━━ Listed entries ━━

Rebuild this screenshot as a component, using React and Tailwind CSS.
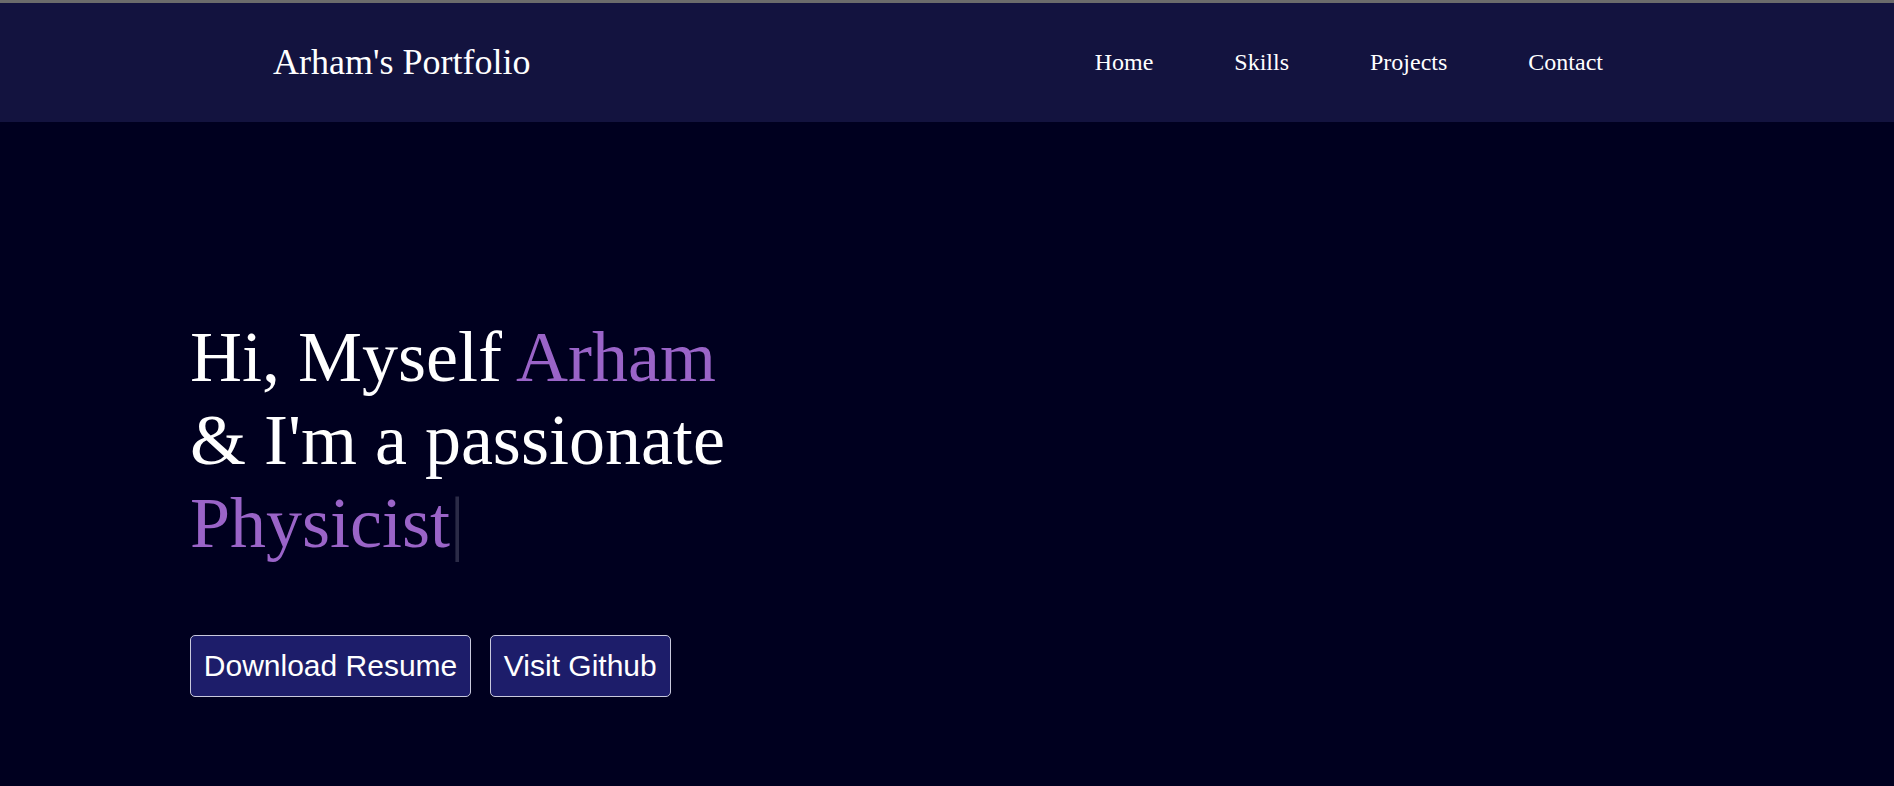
export default function App() {
  const serif = { fontFamily: '"Liberation Serif", "Times New Roman", serif' };

  return (
    <div className="min-h-screen bg-[#00001f] text-white border-t-[3px] border-[#6b6b6b]" style={serif}>
      <header className="h-[119px] bg-[#13133f] flex items-center justify-between pl-[273px] pr-[291px] pb-[2px]">
        <div className="text-[36px] leading-none">Arham's Portfolio</div>
        <nav className="flex items-center gap-[81px] text-[24px]">
          <a href="#home">Home</a>
          <a href="#skills">Skills</a>
          <a href="#projects">Projects</a>
          <a href="#contact">Contact</a>
        </nav>
      </header>

      <section className="pl-[190px] pt-[194px]">
        <h1 className="text-[72px] leading-[1.15] font-normal">
          Hi, Myself <span className="text-[#9a64c8]">Arham</span>
          <br />
          &amp; I'm a passionate
          <br />
          <span className="text-[#9a64c8]">Physicist</span>
          <span className="text-[#2b2b47]">|</span>
        </h1>

        <div className="flex gap-[19px] mt-[71px] font-['Liberation_Sans',Arial,sans-serif] text-[30px]">
          <button className="bg-[#1d1d6a] border border-[#c9c9dd] rounded-[5px] px-[12.8px] py-[12.8px] leading-[normal]">
            Download Resume
          </button>
          <button className="bg-[#1d1d6a] border border-[#c9c9dd] rounded-[5px] px-[12.8px] py-[12.8px] leading-[normal]">
            Visit Github
          </button>
        </div>
      </section>
    </div>
  );
}
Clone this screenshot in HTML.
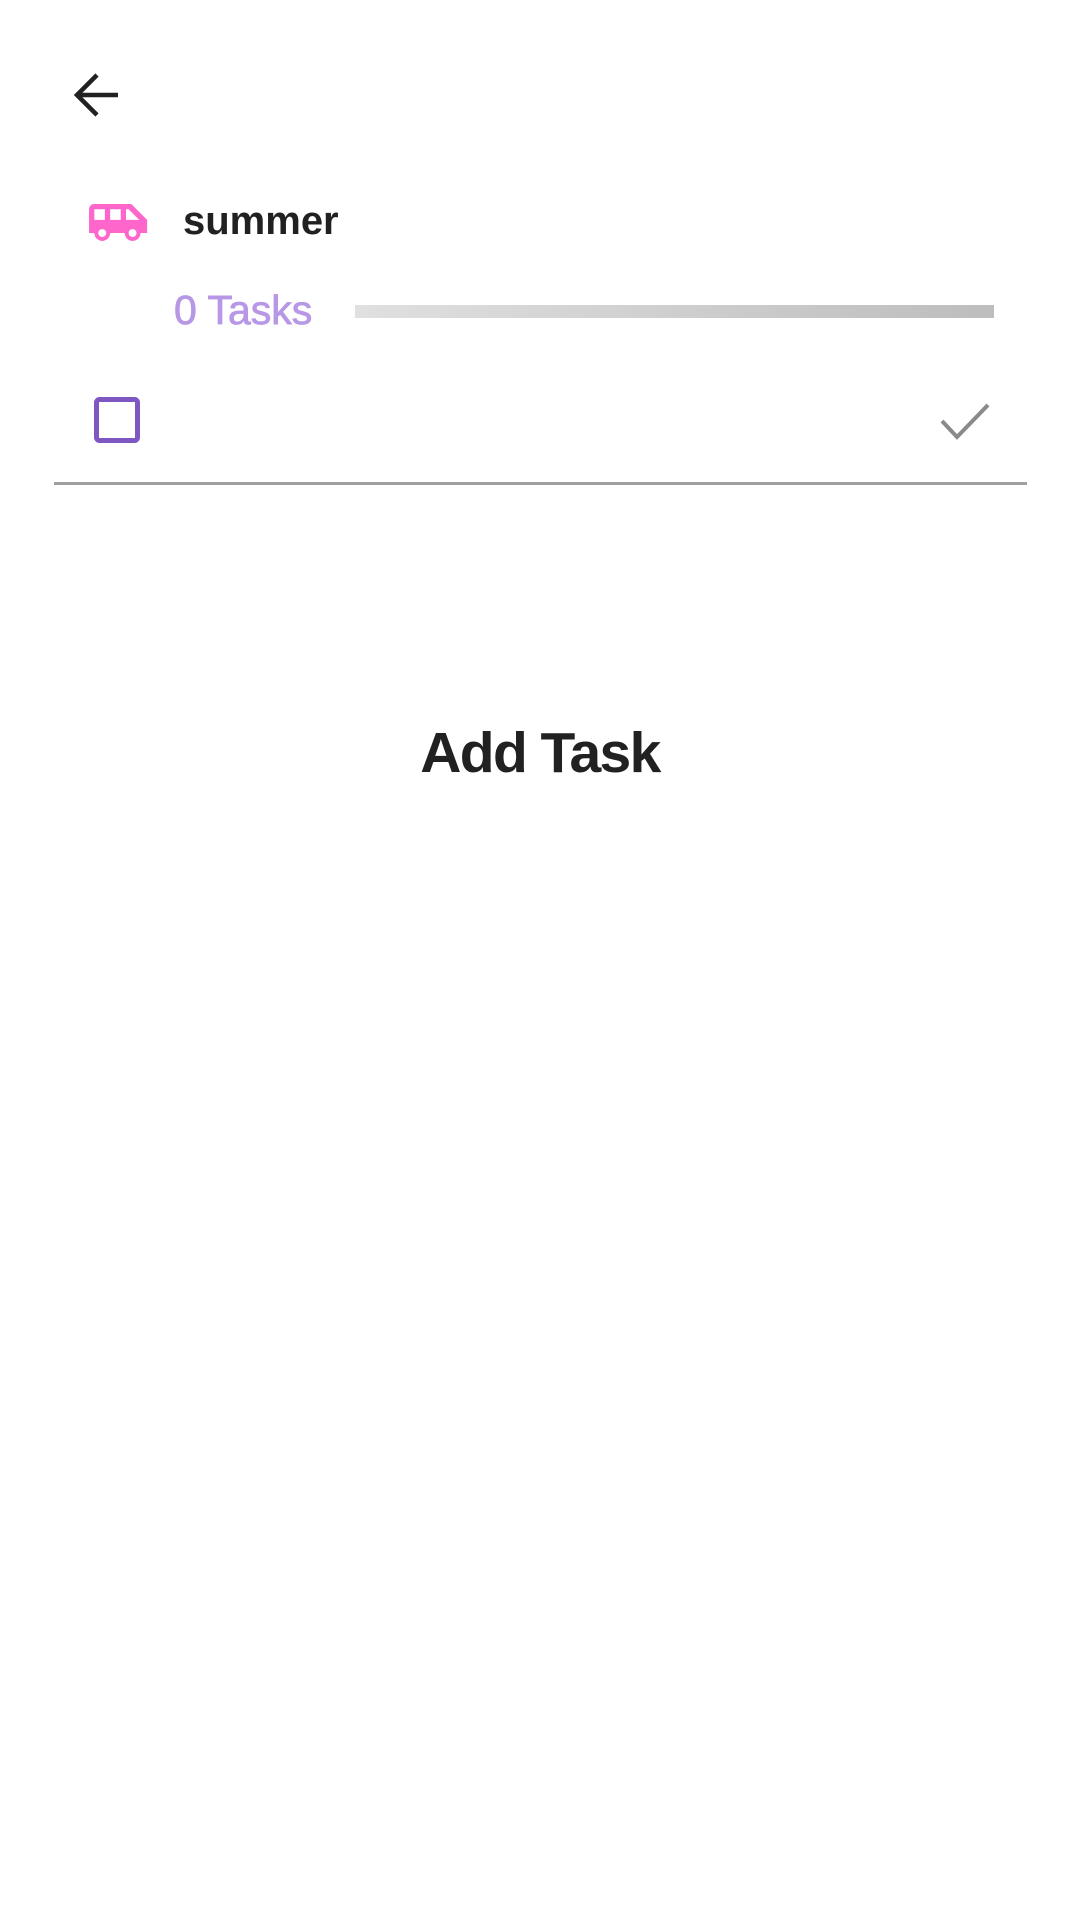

━━━

§ **What is asked**:
Do not include images; quote all of the entries above exactly.

§ **Response to the task**:
Rebuild this screenshot as a component, using React and Tailwind CSS.
export default function App() {
  const serif = { fontFamily: '"Liberation Serif", "Times New Roman", serif' };

  return (
    <div className="min-h-screen bg-[#00001f] text-white border-t-[3px] border-[#6b6b6b]" style={serif}>
      <header className="h-[119px] bg-[#13133f] flex items-center justify-between pl-[273px] pr-[291px] pb-[2px]">
        <div className="text-[36px] leading-none">Arham's Portfolio</div>
        <nav className="flex items-center gap-[81px] text-[24px]">
          <a href="#home">Home</a>
          <a href="#skills">Skills</a>
          <a href="#projects">Projects</a>
          <a href="#contact">Contact</a>
        </nav>
      </header>

      <section className="pl-[190px] pt-[194px]">
        <h1 className="text-[72px] leading-[1.15] font-normal">
          Hi, Myself <span className="text-[#9a64c8]">Arham</span>
          <br />
          &amp; I'm a passionate
          <br />
          <span className="text-[#9a64c8]">Physicist</span>
          <span className="text-[#2b2b47]">|</span>
        </h1>

        <div className="flex gap-[19px] mt-[71px] font-['Liberation_Sans',Arial,sans-serif] text-[30px]">
          <button className="bg-[#1d1d6a] border border-[#c9c9dd] rounded-[5px] px-[12.8px] py-[12.8px] leading-[normal]">
            Download Resume
          </button>
          <button className="bg-[#1d1d6a] border border-[#c9c9dd] rounded-[5px] px-[12.8px] py-[12.8px] leading-[normal]">
            Visit Github
          </button>
        </div>
      </section>
    </div>
  );
}
Clone this screenshot in HTML.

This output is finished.